Это было провинциальное, но довольно солидное издание, основанное писателем, историком, путешественником и краеведом H. М. Ядринцевым, в котором сотрудничали легальные народники и легальные марксисты. Хотя ссыльным было категорически запрещено публиковаться в прессе, издатель шел на риск, требуя лишь того, чтобы они печатались под псевдонимами. Власти нередко делали «предупреждения» газете и даже закрывали ее на определенный срок. Газета выходила до 1906 года. В конце концов издание ее было запрещено правительством.[77] Троцкий вспоминал, что он был «поддержан редакцией».[78] Действительно, в «Восточном обозрении» одна за другой стали появляться его корреспонденции, а затем и более солидные статьи. Гонорары были небольшими — четыре копейки за строку печатного текста, но ввиду плодовитости Льва копейки выливались в рубли, которые позволяли семье жить более или менее безбедно.

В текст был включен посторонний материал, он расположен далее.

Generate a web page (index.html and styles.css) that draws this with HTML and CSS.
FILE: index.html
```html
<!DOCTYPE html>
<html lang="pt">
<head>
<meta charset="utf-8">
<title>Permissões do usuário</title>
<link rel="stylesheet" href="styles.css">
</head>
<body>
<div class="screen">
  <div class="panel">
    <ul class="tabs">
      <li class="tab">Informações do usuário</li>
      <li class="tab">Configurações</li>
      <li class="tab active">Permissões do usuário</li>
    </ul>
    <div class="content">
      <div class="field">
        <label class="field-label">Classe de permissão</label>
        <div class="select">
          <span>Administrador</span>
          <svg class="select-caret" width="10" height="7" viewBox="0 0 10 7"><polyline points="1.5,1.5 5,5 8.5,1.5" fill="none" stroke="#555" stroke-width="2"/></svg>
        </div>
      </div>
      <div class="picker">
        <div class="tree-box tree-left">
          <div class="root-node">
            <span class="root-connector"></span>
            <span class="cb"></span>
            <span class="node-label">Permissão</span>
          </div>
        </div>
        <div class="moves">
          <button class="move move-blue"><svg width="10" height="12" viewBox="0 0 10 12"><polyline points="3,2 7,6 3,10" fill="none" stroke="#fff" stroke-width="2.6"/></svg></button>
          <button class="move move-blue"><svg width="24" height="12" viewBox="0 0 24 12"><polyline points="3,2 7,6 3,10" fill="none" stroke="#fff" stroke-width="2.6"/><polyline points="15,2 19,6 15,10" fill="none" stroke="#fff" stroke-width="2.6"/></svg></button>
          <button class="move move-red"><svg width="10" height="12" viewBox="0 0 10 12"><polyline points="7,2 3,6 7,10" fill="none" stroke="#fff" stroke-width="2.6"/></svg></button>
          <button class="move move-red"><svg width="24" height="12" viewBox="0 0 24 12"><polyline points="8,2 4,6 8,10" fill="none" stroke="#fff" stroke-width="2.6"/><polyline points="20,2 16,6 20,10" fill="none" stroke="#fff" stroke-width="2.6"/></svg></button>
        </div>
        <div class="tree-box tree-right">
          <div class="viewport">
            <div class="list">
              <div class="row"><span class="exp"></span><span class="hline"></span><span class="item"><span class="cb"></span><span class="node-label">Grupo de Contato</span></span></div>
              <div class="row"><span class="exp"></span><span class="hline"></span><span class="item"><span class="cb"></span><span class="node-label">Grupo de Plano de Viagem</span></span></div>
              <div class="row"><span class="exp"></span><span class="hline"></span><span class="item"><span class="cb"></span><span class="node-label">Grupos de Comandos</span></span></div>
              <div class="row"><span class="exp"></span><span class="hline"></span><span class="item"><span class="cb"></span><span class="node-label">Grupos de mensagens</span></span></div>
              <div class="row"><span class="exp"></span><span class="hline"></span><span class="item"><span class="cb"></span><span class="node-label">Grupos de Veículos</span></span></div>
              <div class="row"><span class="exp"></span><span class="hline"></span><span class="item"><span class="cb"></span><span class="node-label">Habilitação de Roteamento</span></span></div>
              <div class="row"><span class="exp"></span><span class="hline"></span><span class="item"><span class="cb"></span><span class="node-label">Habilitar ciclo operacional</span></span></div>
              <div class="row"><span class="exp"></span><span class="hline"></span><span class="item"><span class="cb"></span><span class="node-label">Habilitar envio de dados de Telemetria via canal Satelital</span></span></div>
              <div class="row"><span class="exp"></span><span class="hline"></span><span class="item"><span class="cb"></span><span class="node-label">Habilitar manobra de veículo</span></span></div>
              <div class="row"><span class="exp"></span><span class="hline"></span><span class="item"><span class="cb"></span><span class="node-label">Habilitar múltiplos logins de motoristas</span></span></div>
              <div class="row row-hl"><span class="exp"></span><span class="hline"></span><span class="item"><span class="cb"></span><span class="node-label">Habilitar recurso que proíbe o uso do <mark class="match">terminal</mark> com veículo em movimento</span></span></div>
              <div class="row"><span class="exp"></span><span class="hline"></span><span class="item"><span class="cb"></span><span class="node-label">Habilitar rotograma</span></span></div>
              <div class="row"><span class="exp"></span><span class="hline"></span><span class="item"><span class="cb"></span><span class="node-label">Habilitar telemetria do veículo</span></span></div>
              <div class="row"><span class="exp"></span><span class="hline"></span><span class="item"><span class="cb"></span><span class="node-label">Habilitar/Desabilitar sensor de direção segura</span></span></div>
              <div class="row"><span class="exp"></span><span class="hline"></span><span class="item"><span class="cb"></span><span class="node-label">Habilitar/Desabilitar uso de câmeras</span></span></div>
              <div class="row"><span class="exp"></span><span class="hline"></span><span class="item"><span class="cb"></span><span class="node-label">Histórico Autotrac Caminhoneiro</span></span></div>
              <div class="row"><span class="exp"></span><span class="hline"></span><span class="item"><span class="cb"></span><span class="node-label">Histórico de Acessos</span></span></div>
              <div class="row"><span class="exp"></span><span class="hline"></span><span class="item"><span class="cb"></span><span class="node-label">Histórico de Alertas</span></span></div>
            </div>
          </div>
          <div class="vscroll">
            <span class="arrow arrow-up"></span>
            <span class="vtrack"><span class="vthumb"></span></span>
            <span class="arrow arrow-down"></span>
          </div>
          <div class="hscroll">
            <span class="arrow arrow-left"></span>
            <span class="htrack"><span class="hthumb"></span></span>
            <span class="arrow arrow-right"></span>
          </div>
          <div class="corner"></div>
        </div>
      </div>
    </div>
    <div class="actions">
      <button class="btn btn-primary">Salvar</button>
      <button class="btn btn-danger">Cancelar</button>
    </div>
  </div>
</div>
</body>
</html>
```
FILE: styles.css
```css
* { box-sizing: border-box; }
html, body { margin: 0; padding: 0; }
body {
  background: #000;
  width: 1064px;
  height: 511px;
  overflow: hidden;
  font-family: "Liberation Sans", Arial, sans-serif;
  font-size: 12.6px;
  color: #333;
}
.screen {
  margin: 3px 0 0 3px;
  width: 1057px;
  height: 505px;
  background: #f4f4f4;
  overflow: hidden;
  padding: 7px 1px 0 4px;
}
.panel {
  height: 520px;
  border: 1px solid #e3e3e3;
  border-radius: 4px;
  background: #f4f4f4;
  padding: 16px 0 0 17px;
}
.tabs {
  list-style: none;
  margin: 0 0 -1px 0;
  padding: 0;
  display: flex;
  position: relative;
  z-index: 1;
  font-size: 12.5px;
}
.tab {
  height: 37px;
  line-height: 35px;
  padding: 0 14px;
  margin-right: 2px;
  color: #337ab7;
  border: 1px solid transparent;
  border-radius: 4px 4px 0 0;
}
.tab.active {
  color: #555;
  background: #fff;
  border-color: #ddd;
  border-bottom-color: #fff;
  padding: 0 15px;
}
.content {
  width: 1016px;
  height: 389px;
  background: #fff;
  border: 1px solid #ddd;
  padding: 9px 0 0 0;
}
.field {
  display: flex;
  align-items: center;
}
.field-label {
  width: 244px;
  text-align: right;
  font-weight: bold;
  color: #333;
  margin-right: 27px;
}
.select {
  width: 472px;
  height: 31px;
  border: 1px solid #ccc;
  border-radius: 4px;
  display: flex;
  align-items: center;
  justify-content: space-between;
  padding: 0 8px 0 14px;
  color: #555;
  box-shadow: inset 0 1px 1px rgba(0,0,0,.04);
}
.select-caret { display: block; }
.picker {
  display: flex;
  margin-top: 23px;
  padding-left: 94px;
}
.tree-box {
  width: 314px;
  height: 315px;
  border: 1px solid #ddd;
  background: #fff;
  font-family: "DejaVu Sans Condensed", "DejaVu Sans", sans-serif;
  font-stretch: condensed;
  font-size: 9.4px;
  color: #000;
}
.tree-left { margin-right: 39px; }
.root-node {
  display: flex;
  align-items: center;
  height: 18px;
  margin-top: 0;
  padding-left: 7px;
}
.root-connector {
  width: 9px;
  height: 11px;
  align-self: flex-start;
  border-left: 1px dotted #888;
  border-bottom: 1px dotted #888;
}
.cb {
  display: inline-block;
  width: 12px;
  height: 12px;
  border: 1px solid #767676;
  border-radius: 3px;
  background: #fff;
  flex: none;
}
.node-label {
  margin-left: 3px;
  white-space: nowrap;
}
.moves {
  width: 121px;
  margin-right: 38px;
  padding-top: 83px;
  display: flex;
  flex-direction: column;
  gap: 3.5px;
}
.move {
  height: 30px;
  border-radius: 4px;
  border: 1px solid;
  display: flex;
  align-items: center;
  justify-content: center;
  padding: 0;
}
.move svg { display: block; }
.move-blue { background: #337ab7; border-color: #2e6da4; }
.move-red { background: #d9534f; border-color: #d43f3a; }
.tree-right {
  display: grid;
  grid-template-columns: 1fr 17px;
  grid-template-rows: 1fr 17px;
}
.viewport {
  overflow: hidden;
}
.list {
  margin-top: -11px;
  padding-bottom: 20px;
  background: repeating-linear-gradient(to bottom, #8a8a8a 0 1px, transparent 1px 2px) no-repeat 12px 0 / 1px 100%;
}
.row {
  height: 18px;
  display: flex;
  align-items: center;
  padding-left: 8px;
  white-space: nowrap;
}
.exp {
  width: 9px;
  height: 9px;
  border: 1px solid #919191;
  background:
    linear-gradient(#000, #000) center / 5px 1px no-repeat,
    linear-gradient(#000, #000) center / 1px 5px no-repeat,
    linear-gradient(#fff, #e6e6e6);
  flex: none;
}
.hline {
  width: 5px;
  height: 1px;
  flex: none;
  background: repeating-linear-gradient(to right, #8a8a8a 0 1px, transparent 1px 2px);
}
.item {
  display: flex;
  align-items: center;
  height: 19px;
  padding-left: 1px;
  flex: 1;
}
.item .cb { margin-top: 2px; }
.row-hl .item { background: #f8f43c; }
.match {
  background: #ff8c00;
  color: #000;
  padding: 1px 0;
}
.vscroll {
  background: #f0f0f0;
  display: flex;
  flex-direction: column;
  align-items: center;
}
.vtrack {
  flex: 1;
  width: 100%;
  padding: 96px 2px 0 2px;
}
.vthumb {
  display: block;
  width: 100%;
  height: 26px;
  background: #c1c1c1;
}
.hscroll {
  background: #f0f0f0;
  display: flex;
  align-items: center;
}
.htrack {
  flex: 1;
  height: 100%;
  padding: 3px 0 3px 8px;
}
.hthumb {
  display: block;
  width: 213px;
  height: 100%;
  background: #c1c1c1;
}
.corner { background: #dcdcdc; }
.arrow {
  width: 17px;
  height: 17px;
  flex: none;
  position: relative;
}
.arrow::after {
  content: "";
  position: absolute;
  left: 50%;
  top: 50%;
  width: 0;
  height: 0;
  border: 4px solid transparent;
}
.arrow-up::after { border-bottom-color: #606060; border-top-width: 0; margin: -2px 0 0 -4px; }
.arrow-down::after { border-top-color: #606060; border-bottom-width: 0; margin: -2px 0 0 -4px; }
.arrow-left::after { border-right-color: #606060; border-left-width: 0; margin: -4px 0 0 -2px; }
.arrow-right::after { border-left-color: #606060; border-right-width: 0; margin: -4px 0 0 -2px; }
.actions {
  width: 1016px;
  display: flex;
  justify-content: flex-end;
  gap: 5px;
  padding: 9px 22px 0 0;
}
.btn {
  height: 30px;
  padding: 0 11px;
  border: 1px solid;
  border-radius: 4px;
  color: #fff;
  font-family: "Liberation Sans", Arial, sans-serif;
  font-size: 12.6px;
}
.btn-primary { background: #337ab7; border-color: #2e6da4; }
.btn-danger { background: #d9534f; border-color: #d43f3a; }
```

Бронштейн начал с деревенских корреспонденций. Псевдоним нашел быстро. Наудачу раскрыв итальянский словарь, Лев обнаружил там подходящий, с его точки зрения, термин — antidoto (противоядие) и, слегка переиначив, превратил его в Антида Ото. Псевдоним Антид Ото станет одним из основных в его публицистической практике на протяжении многих лет.
Первая корреспонденция в «Восточном обозрении» появилась в октябре 1900 года. Называлась она длинно: «Малозаметный, но весьма важный винтик в государственной машине».[79] Речь шла об элементарной «социальной клеточке» российского государственного строя — сельском обществе, или сельской общине. Бронштейн продолжал ту же тему земства и в следующей корреспонденции.[80] Он высказал мнение, что введение в Сибири земских учреждений — лишь вопрос времени, что самоуправление является важным требованием и «займет подобающее ему место в обороте всероссийской жизни», причем двери земских собраний следовало открыть представителям народных масс.